Dans “Sentinelles”, Jean-François Sivadier explore la vocation des pianistes | Revue de presse théâtre | Scoop.it

Par Emmanuelle Bouchez dans Télérama - 24 janvier 2022

 

Inspiré par Glenn Gould, Jean-François Sivadier explore la vocation des pianistes dans Sentinelles.  - photo (c) Jean Louis Fernandez

 

 

Relisant Thomas Bernhard, Jean-François Sivadier s’intéresse à la figure du pianiste Glenn Gould et à deux de ses brillants contemporains. Vertigineux.

 

L’auteur-metteur en scène Jean-François Sivadier accomplit un grand voyage aux racines de l’art. Non pas du sien : au théâtre, il a préféré s’intéresser à la vocation des pianistes. Depuis Italienne, scène et orchestre en 2003, où il était question d’une répétition de La Traviata de Verdi, il a prouvé son extrême sensibilité musicale. Celle-ci s’avère plus profonde encore aujourd’hui avec Sentinelles, d’autant qu’elle se conjugue à merveille avec son approche si vivante de la scène.

Tout commence par la rencontre entre un grand interprète et le directeur d’une école de musique, dans un amphi bondé d’étudiants. Ces deux-là ont autrefois partagé la même passion pianistique et l’on remonte le temps jusqu’à leur jeunesse… Ils étaient alors trois amis fascinés par le même maître — Mathis, déjà un génie en puissance, croisant le fer artistique avec Raphaël, le futur pédagogue, et Swan, qui s’évanouira plus tard dans la nature.
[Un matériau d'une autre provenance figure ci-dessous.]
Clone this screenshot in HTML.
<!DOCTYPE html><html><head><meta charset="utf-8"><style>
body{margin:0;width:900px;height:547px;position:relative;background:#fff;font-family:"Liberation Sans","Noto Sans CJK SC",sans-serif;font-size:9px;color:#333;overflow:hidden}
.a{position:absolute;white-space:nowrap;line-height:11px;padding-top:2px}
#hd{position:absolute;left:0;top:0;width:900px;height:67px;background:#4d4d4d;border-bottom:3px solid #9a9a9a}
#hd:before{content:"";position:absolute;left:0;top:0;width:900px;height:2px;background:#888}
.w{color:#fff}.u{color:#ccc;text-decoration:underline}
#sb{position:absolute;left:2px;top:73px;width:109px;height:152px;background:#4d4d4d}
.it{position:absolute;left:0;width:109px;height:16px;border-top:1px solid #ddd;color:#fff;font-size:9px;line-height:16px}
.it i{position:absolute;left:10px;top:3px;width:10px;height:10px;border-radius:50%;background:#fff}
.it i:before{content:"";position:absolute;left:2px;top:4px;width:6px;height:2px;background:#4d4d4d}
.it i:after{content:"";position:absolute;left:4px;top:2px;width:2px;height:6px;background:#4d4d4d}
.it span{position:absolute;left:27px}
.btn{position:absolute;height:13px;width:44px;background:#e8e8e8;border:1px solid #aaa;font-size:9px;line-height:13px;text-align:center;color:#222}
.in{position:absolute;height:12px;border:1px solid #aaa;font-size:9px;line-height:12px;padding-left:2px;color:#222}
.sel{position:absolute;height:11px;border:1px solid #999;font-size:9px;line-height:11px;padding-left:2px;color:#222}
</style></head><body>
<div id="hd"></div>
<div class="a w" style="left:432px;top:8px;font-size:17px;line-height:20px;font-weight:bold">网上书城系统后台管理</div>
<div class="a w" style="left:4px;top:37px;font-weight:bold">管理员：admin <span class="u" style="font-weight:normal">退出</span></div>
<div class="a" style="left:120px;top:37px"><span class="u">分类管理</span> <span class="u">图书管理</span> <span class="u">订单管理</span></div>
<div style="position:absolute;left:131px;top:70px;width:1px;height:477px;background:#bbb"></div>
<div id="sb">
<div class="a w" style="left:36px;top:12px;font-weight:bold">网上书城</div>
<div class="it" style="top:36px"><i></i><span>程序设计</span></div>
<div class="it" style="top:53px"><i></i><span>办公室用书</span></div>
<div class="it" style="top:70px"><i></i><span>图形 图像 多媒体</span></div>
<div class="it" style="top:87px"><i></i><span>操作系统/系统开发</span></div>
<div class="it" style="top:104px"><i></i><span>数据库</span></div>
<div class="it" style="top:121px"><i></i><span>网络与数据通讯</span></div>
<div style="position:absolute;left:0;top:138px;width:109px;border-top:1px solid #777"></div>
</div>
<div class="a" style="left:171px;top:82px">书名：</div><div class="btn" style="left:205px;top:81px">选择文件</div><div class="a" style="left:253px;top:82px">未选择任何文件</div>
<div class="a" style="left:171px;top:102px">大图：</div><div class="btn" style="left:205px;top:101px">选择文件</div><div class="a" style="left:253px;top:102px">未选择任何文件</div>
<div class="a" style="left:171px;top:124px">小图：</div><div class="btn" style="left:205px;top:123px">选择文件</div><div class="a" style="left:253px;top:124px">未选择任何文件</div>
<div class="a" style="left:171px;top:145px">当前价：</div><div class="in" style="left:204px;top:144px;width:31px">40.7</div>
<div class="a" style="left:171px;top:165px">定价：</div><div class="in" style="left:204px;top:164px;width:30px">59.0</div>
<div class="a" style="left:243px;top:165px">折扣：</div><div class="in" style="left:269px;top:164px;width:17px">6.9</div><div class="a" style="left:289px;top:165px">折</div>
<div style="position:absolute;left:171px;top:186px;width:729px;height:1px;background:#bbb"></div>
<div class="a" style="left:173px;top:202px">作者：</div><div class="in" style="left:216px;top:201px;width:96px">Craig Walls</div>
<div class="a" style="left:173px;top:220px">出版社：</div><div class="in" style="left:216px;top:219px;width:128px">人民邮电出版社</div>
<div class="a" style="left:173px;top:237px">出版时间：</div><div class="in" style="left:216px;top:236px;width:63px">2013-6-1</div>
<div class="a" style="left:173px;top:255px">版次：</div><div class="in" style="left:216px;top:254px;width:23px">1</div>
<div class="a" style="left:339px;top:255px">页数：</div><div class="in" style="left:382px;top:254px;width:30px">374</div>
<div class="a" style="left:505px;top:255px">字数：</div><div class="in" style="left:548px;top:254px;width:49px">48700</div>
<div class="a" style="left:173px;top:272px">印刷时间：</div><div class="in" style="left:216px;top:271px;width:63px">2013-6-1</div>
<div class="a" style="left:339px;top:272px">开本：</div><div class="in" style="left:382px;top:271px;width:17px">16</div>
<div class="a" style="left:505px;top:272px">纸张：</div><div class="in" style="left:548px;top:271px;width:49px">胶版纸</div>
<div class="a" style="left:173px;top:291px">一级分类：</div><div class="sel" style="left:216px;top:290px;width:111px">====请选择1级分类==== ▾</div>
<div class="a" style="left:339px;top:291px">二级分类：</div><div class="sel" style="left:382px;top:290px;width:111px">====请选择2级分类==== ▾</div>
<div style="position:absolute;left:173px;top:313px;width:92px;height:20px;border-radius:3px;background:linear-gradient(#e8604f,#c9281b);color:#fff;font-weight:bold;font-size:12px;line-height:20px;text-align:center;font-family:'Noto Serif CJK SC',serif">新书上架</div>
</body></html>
L’art doit-il célébrer la joie, changer le monde ou se suffire à lui-même ?

En s’inspirant du Naufragé, récit publié en 1983 par le dramaturge autrichien Thomas Bernhard autour de son contemporain Glenn Gould (1932-1982) — immense soliste ayant renoncé à la scène à 32 ans pour ne pas « se compromettre » —, Sivadier a creusé le profil des trois personnages en puisant dans les nombreux documentaires laissés par le virtuose qui préférait Bach et les baroques à Mozart, selon lui trop « sucré ». L’issue est moins désespérée que celle décrite par Bernhard, même si les rivalités entre artistes sont ici tout aussi radicales et tourmentées : l’art doit-il célébrer la joie, changer le monde ou se suffire à lui-même ?
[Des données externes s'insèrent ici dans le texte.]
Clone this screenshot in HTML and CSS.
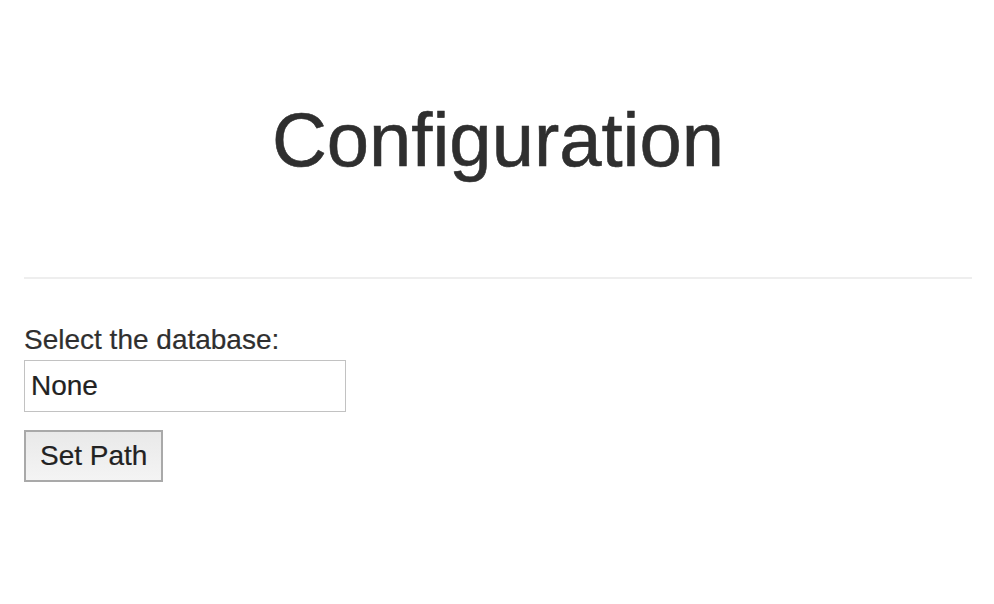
FILE: index.html
```html
<!DOCTYPE html>
<html>
<head>
<meta charset="utf-8">
<title>Configuration</title>
<link rel="stylesheet" href="styles.css">
</head>
<body>
<main class="page">
  <h1 class="title">Configuration</h1>
  <hr class="divider">
  <form class="config-form">
    <label class="field-label" for="db">Select the database:</label>
    <input class="field-input" id="db" type="text" value="None">
    <button class="btn" type="button">Set Path</button>
  </form>
</main>
</body>
</html>
```

FILE: styles.css
```css
html, body {
  margin: 0;
  padding: 0;
  background: #ffffff;
}

body {
  font-family: "Liberation Sans", Arial, Helvetica, sans-serif;
  color: #2f2f2f;
}

.page {
  padding: 0 22px 0 24px;
}

.title {
  margin: 98px 0 0;
  font-size: 76px;
  line-height: 1.1;
  font-weight: 400;
  text-align: center;
  color: #2f2f2f;
  -webkit-text-stroke: 0.6px #2f2f2f;
}

.divider {
  margin: 95px 0 0;
  height: 0;
  border: 0;
  border-top: 2px solid #eeeeee;
}

.config-form {
  display: flex;
  flex-direction: column;
  align-items: flex-start;
  padding-top: 44px;
}

.field-label {
  display: block;
  font-size: 28px;
  line-height: 33px;
  margin-bottom: 4px;
  -webkit-text-stroke: 0.2px #2f2f2f;
}

.field-input {
  box-sizing: border-box;
  width: 322px;
  height: 52px;
  margin: 0;
  padding: 0 6px;
  border: 1px solid #c2c2c2;
  border-radius: 0;
  font-family: inherit;
  font-size: 28px;
  color: #222222;
  background: #ffffff;
  outline: none;
  -webkit-text-stroke: 0.2px #222222;
}

.btn {
  box-sizing: border-box;
  margin-top: 18px;
  height: 52px;
  padding: 0 14px;
  border: 2px solid #a9a9a9;
  border-radius: 0;
  background: linear-gradient(#e9e9e9, #f4f4f4);
  font-family: inherit;
  font-size: 28px;
  color: #222222;
  cursor: pointer;
  -webkit-text-stroke: 0.2px #222222;
}
```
Portée par trois solides acteurs (dont Vincent Guédon dans la peau de Gould), cette controverse est d’emblée crédible et saisissante. Une grande toile au sol, d’abord foulée par les batailles du trio, figurera, une fois tirée vers le haut, le mur-obstacle du prestigieux concours international où les trois amis s’affrontent. Un moment de suspense vertigineux aiguisé par la danse appelée à la rescousse pour symboliser l’interprétation musicale. Au fil d’extraits de Bach, Chopin, Chostakovitch ou Rachmaninov, la métaphore opère avec force tant les acteurs assument leurs partitions chorégraphiques avec musicalité. Une belle traversée.

À voir
TTT   Sentinelles, mise en scène Jean-François Sivadier. 2h15. Jusqu’au 29 janvier, Théâtre des Bernardines, Marseille (13), tél. : 08 20 13 20 13 ; du 2 au 4 février, Théâtre 71, Malakoff (92), tél. : 01 55 48 91 00 ; du 8 au 27 février, MC93, Bobigny (93). Puis de mars à mai à Caen, Colmar, Besançon, Clermont-Ferrand, Dunkerque, Amiens et Béthune.